In keeping with this goal, Professor Hirn Mueller and her colleagues end their paper with a discussion about how they can cooperate with law enforcement agencies to make effective, scientific interview practices more common:

  • Ensure the distribution of NIJ guidelines. In their research, Professor Hirn Mueller and her colleagues discovered that only 2.3% of participants said they had both received and been mandated to follow these guidelines.
  • Make interview training more central to police academy curriculum. On average, participants in this study only received about five hours of interview training during their police academy education.
  • Implement continuous interview supervision and feedback. Even when law enforcement officers receive adequate training, they may need help avoiding counterproductive techniques throughout their long, varied, and often intense careers.
  • Distribute additional research and information. Along with NIJ guidelines, up-to-date research should be distributed, discussed, and put to use amongst law enforcement agencies. Ideally, relevant statistics would be shared by trusted sources within the law enforcement community itself instead of coming from some far-flung ivory tower.

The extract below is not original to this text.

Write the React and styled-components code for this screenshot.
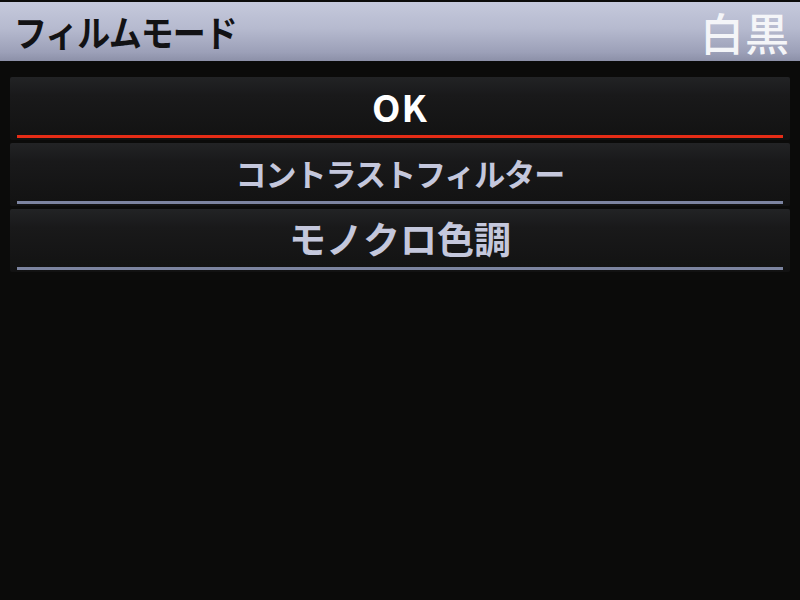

When these things happen, fewer innocent people may have their lives ruined by court rulings based on inaccurate yet convenient information. Victims can get closure. Justice can be justice, fueled not by emotion and fallible instincts, but by research, data, and uncompromised truth.

This exciting union of academia and applied psychology doesn’t end with the criminal justice system, either. Social workers can use memory-focused research to help clients through volatile, searingly painful experiences. Executives in any industry can use it to form hiring practices that truly find the best person for the job.

“One thing that I try to convey is that because psychology is such a wide-ranging field, it really has facets in virtually every area of our everyday lives,” Professor Hirn Mueller says. “I really try to foster the idea within our students that even if they're not interested in actually pursuing a career in psychology, that it can impact not only their professional lives but their personal lives, as well.”

At every level, more psychological research on memory (and more discussion of it) stands to improve how our world operates and how the people in it understand each other and themselves — a prospect students can use to fuel their own research and launch rewarding, people-centered careers in psychology.